COLLECTED DATA >>
## begin

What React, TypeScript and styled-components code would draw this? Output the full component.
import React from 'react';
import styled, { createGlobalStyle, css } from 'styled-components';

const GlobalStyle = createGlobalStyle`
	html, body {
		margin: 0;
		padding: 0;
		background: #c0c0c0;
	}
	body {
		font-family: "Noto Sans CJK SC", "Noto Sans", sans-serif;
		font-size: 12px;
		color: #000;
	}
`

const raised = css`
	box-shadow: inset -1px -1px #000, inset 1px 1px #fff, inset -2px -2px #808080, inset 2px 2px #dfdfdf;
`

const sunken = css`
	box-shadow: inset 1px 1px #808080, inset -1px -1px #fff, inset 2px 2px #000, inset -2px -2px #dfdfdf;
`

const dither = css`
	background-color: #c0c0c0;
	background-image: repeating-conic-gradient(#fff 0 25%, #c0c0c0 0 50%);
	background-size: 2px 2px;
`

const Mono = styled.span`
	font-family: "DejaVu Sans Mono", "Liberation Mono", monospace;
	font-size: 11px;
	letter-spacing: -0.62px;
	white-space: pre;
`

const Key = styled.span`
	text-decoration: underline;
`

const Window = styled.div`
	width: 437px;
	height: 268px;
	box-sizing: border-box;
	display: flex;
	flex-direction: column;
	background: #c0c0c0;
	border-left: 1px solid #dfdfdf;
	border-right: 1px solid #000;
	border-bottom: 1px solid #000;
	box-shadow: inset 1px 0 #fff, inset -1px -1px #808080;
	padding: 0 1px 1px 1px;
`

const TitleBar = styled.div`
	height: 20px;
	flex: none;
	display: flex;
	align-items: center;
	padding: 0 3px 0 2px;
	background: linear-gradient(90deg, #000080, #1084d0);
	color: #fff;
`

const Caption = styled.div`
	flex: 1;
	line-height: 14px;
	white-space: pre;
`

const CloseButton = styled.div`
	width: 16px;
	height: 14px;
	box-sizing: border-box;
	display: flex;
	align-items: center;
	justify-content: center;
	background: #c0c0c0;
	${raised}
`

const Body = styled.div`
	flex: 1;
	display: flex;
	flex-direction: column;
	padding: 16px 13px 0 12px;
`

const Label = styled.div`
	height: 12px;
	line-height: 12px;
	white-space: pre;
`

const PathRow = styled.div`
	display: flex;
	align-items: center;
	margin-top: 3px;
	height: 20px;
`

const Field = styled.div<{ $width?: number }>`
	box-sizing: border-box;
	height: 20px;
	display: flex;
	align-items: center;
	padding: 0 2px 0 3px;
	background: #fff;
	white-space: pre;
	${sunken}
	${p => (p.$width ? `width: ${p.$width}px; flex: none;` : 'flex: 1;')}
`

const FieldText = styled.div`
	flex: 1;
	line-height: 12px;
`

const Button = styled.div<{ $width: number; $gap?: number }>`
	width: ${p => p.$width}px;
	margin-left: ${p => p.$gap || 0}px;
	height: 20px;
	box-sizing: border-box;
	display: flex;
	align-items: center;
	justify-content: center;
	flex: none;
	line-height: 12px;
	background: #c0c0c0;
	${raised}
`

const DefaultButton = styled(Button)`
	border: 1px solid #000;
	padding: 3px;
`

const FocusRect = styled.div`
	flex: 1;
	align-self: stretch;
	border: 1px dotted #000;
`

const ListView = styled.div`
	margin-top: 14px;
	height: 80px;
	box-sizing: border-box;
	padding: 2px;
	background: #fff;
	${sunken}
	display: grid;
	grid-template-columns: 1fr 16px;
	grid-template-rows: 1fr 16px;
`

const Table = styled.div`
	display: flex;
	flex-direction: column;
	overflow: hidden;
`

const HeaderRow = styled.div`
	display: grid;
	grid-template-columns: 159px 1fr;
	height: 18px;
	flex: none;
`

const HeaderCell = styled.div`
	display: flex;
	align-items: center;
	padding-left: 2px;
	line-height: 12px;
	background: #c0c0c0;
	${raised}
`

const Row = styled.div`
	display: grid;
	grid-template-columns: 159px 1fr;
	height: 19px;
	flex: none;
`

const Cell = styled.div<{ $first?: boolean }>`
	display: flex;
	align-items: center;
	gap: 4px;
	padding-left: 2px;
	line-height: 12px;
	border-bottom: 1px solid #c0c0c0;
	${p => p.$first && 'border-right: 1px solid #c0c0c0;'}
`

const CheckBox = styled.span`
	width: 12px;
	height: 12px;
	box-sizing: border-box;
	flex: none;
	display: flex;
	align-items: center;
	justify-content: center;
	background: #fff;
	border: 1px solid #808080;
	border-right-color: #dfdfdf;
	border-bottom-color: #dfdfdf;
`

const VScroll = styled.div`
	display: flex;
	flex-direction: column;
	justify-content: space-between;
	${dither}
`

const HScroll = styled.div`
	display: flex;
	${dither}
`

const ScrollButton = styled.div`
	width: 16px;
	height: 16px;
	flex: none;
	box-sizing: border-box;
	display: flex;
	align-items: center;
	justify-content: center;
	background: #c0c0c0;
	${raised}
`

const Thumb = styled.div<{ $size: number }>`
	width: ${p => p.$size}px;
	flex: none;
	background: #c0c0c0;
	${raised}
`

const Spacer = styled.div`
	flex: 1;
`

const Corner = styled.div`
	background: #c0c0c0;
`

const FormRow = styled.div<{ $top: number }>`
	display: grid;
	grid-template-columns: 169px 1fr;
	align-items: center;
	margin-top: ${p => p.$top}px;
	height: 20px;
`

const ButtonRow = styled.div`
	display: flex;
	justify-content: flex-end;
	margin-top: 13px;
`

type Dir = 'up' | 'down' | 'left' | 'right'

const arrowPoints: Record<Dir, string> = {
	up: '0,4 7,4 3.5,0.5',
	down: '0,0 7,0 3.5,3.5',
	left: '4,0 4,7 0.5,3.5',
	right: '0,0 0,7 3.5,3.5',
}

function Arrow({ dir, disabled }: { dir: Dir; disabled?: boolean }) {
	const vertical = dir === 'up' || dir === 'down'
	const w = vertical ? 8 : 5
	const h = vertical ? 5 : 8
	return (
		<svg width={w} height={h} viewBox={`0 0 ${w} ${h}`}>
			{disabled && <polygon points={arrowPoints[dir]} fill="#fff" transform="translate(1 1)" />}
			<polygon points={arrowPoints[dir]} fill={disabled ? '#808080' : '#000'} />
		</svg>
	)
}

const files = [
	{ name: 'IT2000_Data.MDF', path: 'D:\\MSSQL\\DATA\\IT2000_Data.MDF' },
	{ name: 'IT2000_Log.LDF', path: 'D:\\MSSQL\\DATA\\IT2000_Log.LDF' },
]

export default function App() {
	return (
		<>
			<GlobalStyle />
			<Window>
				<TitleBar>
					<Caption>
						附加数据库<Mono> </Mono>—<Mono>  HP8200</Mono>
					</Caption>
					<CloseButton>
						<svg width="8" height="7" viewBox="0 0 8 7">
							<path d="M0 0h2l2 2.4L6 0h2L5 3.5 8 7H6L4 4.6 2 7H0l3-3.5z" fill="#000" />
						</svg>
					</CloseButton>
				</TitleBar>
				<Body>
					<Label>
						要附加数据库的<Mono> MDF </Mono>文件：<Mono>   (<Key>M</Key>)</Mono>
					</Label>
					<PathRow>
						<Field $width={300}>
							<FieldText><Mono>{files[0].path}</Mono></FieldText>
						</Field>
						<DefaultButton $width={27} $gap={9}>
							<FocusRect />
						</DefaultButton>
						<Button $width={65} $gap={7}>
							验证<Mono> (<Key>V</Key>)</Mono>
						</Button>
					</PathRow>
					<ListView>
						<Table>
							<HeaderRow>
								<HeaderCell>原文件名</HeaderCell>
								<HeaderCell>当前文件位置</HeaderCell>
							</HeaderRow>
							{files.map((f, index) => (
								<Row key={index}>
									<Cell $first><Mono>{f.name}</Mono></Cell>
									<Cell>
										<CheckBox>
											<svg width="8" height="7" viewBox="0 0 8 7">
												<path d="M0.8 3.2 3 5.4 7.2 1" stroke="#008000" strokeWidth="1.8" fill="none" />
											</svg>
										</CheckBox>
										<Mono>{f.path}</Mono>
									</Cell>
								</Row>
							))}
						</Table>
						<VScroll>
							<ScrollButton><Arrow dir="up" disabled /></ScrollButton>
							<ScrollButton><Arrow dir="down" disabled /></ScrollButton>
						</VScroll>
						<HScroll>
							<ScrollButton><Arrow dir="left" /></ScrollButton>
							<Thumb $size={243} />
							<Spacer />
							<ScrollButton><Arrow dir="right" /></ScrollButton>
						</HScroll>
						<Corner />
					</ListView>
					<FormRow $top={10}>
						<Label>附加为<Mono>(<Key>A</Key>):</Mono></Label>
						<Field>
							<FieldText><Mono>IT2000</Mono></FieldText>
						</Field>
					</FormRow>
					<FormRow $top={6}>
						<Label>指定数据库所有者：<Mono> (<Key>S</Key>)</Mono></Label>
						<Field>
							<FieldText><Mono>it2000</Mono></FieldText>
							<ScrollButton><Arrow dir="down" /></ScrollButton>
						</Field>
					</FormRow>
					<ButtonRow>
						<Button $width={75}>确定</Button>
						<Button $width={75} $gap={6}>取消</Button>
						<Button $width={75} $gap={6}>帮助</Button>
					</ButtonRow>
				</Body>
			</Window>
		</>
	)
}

## end

DIRECTIONS FOR THIS TASK >>
Pick out and copy the lines of the material that include the word "components".

RESULT OF THE EXERCISE >>
What React, TypeScript and styled-components code would draw this? Output the full component.
import styled, { createGlobalStyle, css } from 'styled-components';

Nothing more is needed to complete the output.